▸ Written task
Output the first line of the listing and each line after it, up to and including the line that contains "import React from", exactly as written, minus the pictures.

▸ Provided material
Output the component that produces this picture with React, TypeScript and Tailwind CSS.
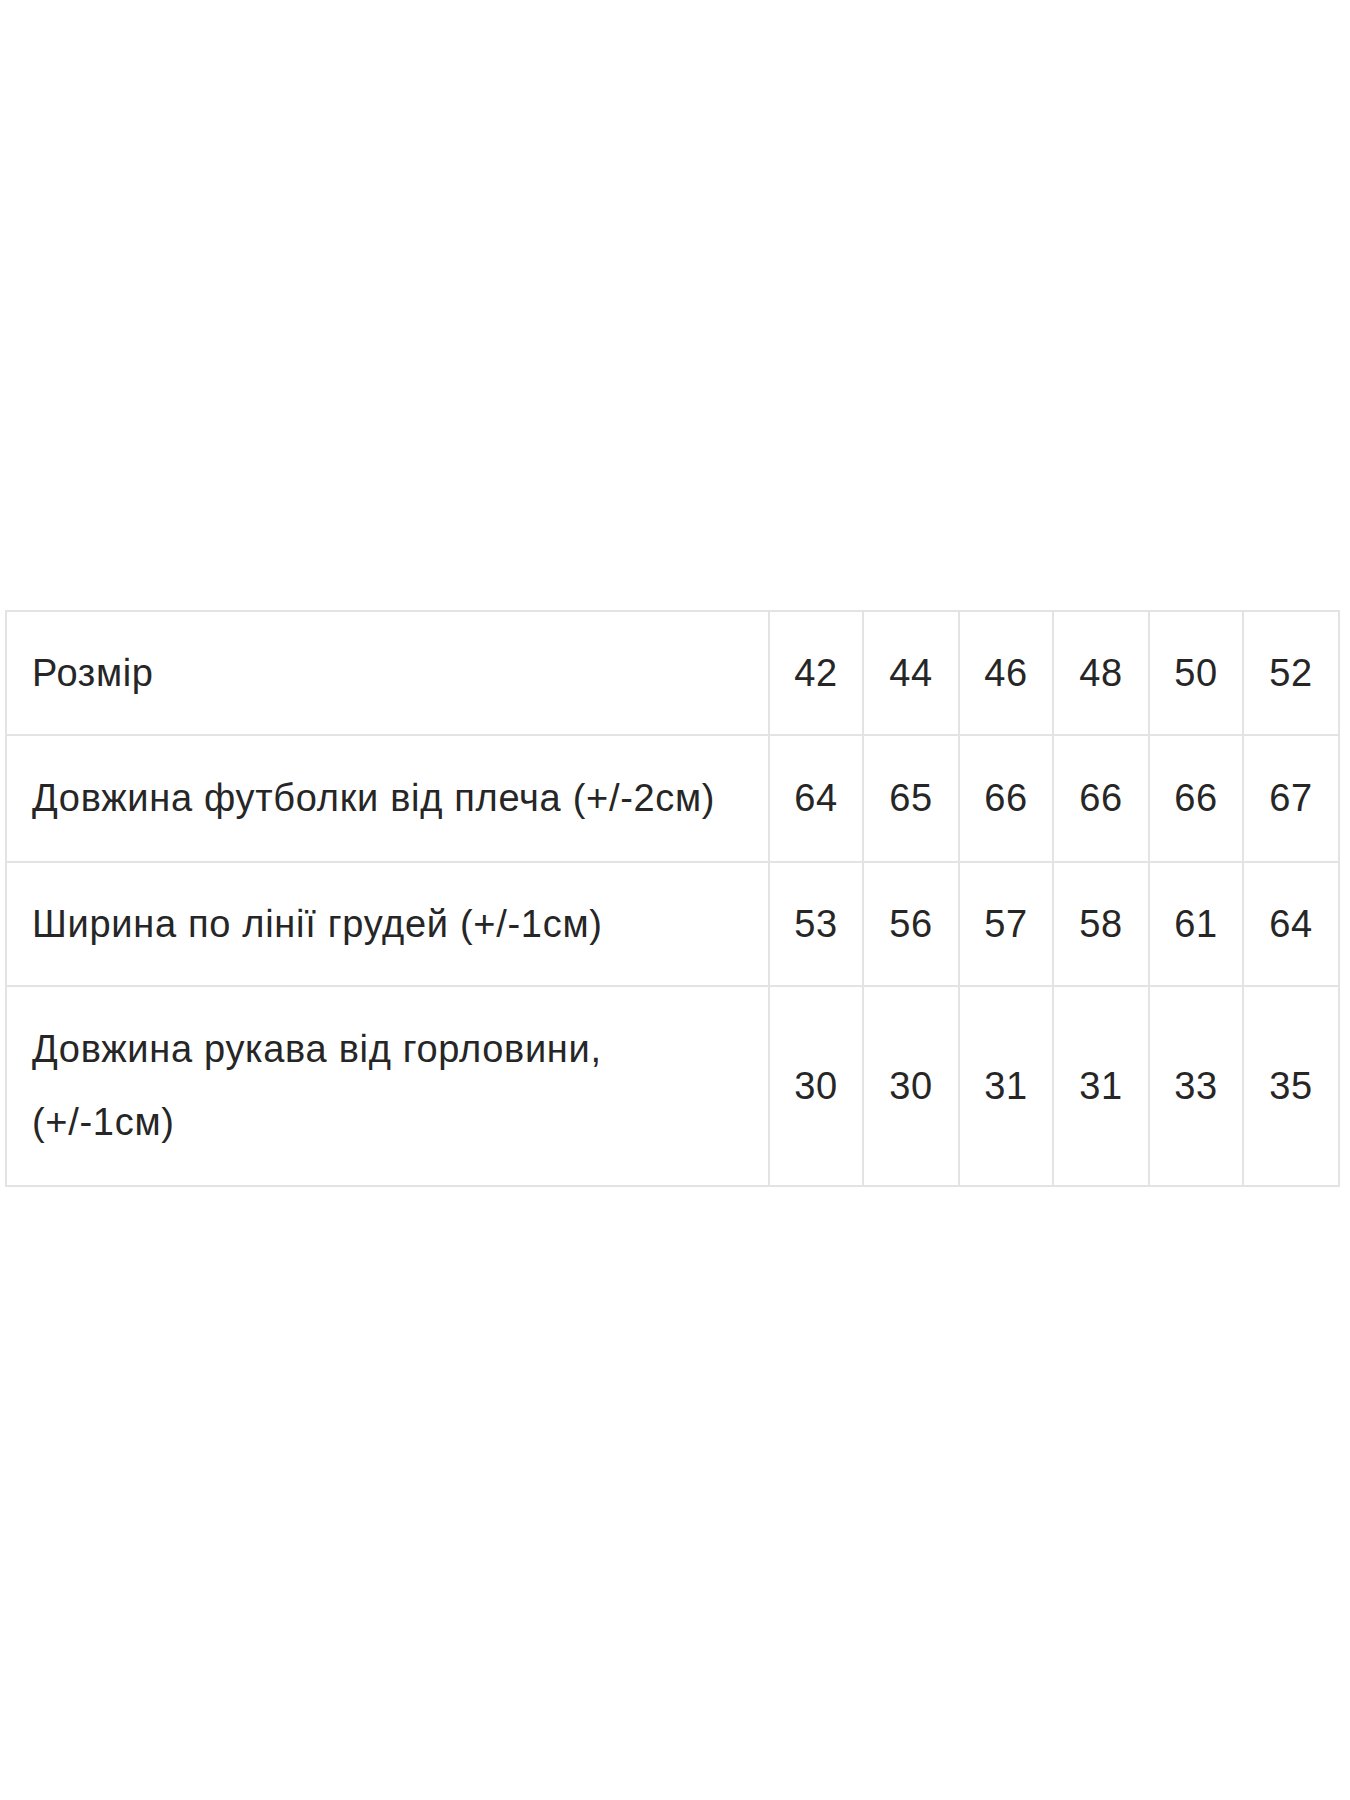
import React from "react";

const sizes = ["42", "44", "46", "48", "50", "52"];
const rows: { label: React.ReactNode; values: string[]; py: string }[] = [
  { label: "Довжина футболки від плеча (+/-2см)", values: ["64", "65", "66", "66", "66", "67"], py: "py-[26px]" },
  { label: "Ширина по лінії грудей (+/-1см)", values: ["53", "56", "57", "58", "61", "64"], py: "py-[24.5px]" },
  {
    label: (
      <>
        Довжина рукава від горловини,
        <br />
        (+/-1см)
      </>
    ),
    values: ["30", "30", "31", "31", "33", "35"],
    py: "py-[26px]",
  },
];
const colW = ["w-[94px]", "w-[96px]", "w-[94px]", "w-[96px]", "w-[94px]", "w-[96px]"];

export default function App() {
  return (
    <div
      className="w-[1350px] h-[1800px] bg-white pt-[610px] pl-[5px]"
      style={{ fontFamily: '"Liberation Sans", Arial, sans-serif' }}
    >
      <table className="table-fixed border-collapse w-[1333px] text-[38px] leading-[73px] tracking-[0.7px] text-[#262626]">
        <colgroup>
          <col className="w-[763px]" />
          {colW.map((c, i) => (
            <col key={i} className={c} />
          ))}
        </colgroup>
        <tbody>
          <tr>
            <td className="border-2 border-[#e3e3e3] px-[25px] py-[24.5px] align-middle">Розмір</td>
            {sizes.map((s) => (
              <td key={s} className="border-2 border-[#e3e3e3] py-[24.5px] text-center align-middle">
                {s}
              </td>
            ))}
          </tr>
          {rows.map((r, ri) => (
            <tr key={ri}>
              <td className={`border-2 border-[#e3e3e3] px-[25px] align-middle ${r.py}`}>{r.label}</td>
              {r.values.map((v, i) => (
                <td key={i} className={`border-2 border-[#e3e3e3] text-center align-middle ${r.py}`}>
                  {v}
                </td>
              ))}
            </tr>
          ))}
        </tbody>
      </table>
    </div>
  );
}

▸ Solution for this exercise
Output the component that produces this picture with React, TypeScript and Tailwind CSS.
import React from "react";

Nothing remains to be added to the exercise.